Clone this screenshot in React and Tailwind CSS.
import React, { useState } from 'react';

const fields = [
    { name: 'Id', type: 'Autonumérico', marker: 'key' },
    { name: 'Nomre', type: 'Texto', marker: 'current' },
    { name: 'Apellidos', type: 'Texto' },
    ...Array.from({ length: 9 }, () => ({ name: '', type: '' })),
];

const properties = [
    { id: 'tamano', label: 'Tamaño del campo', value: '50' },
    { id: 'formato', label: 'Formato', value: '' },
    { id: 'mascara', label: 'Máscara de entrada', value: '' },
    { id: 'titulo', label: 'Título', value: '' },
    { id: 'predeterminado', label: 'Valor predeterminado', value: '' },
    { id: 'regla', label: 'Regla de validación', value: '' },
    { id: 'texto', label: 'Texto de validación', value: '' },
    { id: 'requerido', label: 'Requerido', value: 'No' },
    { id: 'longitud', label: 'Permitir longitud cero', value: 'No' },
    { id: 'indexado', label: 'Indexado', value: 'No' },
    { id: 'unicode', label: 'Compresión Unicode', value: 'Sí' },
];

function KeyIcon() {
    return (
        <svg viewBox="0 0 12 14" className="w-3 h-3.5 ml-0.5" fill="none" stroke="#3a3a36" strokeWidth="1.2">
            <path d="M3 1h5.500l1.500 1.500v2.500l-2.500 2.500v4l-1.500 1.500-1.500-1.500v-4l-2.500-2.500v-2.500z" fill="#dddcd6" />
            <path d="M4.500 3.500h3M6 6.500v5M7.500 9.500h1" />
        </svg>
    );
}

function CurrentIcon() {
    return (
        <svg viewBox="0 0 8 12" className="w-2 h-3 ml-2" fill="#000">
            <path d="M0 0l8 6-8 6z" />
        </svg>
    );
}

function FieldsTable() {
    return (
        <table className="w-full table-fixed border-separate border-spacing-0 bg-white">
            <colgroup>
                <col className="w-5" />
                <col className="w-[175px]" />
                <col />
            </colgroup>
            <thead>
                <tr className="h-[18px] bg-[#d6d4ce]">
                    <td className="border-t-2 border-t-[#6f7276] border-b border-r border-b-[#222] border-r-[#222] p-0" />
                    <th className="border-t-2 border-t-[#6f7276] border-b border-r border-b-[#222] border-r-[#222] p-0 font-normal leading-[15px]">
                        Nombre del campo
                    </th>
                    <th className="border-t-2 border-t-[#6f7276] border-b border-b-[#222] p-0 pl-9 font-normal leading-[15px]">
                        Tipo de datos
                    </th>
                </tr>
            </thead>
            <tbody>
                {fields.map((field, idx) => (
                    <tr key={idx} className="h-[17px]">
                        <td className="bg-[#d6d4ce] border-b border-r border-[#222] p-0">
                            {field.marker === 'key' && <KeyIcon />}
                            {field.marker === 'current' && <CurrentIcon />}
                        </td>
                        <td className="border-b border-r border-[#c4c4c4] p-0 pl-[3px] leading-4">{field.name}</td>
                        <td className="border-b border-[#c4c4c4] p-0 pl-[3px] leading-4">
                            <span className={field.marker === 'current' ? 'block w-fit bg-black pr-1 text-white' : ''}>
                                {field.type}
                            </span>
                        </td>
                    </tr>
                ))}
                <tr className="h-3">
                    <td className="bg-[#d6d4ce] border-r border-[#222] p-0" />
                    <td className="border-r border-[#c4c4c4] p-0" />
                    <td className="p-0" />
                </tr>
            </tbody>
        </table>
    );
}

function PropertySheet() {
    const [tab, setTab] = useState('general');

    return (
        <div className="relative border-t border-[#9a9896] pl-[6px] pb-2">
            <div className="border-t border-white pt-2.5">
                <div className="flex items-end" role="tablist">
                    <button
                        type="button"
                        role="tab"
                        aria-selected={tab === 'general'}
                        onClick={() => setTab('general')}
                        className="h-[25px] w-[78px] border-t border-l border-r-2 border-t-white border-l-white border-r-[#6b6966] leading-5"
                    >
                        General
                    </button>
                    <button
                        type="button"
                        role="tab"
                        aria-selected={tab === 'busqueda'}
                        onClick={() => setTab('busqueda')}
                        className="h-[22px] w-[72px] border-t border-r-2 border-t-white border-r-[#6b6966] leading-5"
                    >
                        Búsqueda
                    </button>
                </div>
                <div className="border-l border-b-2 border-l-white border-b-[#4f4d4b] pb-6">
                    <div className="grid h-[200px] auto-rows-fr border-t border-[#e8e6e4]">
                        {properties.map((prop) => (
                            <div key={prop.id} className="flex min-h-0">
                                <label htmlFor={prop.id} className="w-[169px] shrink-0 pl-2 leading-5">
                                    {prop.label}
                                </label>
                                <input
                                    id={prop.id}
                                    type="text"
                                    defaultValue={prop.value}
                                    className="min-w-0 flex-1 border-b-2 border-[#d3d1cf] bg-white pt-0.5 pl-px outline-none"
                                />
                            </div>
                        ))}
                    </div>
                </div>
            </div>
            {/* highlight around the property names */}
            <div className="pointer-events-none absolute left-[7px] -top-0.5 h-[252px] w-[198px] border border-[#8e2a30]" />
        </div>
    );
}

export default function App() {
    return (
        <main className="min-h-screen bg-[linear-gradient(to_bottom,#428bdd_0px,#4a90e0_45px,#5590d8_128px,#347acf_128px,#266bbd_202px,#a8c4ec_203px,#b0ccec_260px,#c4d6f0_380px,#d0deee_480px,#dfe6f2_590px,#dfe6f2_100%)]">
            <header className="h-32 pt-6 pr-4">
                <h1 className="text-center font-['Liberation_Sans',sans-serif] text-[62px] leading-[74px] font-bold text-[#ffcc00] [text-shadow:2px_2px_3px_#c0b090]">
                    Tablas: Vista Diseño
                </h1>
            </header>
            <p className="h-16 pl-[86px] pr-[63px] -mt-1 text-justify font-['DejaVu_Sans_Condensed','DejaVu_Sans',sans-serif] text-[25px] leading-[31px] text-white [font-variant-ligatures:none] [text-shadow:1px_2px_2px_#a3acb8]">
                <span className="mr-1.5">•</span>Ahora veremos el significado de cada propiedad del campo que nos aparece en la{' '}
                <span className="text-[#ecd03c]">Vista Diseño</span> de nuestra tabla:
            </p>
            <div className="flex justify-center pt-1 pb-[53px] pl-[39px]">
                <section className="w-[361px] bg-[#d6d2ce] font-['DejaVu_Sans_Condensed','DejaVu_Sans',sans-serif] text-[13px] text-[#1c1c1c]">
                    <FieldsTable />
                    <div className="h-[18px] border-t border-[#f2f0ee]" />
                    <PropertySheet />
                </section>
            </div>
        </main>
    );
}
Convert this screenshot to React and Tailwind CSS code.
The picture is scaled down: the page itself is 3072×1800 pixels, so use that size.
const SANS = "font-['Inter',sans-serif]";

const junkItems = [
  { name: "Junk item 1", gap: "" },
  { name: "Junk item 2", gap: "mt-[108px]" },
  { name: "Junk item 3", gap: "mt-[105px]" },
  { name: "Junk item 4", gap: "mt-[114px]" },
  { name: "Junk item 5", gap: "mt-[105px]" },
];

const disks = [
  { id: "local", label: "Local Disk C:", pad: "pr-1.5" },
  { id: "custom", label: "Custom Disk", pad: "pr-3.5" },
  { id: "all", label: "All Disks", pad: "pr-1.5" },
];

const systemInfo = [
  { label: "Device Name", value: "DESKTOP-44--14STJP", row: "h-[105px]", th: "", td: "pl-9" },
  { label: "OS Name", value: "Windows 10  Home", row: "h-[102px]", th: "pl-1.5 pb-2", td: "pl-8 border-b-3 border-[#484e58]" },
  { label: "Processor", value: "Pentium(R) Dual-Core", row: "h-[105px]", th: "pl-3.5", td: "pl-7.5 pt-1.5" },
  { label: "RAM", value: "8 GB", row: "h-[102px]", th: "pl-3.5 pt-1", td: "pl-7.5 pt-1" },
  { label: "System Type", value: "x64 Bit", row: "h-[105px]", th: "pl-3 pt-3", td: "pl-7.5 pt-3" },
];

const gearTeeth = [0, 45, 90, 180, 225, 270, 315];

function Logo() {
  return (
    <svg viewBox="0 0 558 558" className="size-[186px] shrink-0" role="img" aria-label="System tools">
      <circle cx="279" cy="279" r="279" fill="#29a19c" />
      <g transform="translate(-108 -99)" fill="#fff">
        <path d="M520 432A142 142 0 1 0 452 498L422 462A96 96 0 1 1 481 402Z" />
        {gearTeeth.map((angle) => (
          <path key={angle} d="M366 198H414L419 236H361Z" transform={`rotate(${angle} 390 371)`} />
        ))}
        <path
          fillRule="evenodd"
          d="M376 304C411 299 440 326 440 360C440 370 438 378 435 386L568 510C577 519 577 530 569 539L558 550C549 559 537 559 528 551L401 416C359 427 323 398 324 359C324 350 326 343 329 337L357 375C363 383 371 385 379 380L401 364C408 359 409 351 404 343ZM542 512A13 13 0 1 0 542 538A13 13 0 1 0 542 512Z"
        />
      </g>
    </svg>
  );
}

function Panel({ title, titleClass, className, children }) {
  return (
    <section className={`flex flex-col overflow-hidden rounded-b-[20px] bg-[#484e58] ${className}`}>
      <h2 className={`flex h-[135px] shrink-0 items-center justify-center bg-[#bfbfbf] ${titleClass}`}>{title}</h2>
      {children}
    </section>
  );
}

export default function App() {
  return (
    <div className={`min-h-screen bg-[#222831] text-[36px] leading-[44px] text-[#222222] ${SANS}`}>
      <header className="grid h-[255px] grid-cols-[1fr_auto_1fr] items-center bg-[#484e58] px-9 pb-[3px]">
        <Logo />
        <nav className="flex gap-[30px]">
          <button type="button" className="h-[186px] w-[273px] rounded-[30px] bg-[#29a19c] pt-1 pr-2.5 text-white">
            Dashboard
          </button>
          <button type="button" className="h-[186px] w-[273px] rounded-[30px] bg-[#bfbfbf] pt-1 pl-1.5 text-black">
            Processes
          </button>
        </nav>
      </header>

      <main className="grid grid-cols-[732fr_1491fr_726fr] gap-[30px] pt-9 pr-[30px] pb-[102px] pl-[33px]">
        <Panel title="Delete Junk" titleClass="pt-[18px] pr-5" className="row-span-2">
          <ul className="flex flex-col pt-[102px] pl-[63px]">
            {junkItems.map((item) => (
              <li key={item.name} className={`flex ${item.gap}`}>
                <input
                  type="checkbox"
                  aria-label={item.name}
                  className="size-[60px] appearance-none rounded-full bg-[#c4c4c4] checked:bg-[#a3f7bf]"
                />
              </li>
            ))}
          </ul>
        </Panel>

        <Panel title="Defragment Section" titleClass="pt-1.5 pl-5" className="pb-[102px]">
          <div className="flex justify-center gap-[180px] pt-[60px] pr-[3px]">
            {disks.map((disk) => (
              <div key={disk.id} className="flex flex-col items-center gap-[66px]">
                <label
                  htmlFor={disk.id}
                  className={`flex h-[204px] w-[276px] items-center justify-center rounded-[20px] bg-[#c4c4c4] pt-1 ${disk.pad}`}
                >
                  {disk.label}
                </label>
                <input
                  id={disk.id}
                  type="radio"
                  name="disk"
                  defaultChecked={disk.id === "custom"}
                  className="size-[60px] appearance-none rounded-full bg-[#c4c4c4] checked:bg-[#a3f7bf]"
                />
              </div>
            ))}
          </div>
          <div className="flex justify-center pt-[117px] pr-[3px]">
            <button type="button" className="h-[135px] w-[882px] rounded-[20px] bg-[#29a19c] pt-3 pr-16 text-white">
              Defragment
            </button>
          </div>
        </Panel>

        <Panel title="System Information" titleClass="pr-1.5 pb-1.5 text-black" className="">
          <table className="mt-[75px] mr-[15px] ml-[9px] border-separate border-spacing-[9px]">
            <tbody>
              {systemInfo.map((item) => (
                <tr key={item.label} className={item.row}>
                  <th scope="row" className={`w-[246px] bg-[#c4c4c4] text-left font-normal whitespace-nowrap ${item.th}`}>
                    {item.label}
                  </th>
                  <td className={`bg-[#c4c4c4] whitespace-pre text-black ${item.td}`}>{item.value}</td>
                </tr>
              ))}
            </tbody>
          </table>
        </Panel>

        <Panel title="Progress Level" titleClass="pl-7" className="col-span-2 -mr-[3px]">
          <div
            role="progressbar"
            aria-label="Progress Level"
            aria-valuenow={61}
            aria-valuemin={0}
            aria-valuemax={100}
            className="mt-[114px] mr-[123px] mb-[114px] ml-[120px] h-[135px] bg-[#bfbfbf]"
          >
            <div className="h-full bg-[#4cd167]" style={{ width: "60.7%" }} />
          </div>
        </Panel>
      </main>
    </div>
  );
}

§ REQUIRED WORK
Take the line that contains "Convert this screenshot", the line that contains "const gearTeeth = [0, 45, 90, 180, 225, 270, 315];", and all lines between, and give them again exactly; include no other line.

§ EXERCISE RESPONSE
Convert this screenshot to React and Tailwind CSS code.
The picture is scaled down: the page itself is 3072×1800 pixels, so use that size.
const SANS = "font-['Inter',sans-serif]";

const junkItems = [
  { name: "Junk item 1", gap: "" },
  { name: "Junk item 2", gap: "mt-[108px]" },
  { name: "Junk item 3", gap: "mt-[105px]" },
  { name: "Junk item 4", gap: "mt-[114px]" },
  { name: "Junk item 5", gap: "mt-[105px]" },
];

const disks = [
  { id: "local", label: "Local Disk C:", pad: "pr-1.5" },
  { id: "custom", label: "Custom Disk", pad: "pr-3.5" },
  { id: "all", label: "All Disks", pad: "pr-1.5" },
];

const systemInfo = [
  { label: "Device Name", value: "DESKTOP-44--14STJP", row: "h-[105px]", th: "", td: "pl-9" },
  { label: "OS Name", value: "Windows 10  Home", row: "h-[102px]", th: "pl-1.5 pb-2", td: "pl-8 border-b-3 border-[#484e58]" },
  { label: "Processor", value: "Pentium(R) Dual-Core", row: "h-[105px]", th: "pl-3.5", td: "pl-7.5 pt-1.5" },
  { label: "RAM", value: "8 GB", row: "h-[102px]", th: "pl-3.5 pt-1", td: "pl-7.5 pt-1" },
  { label: "System Type", value: "x64 Bit", row: "h-[105px]", th: "pl-3 pt-3", td: "pl-7.5 pt-3" },
];

const gearTeeth = [0, 45, 90, 180, 225, 270, 315];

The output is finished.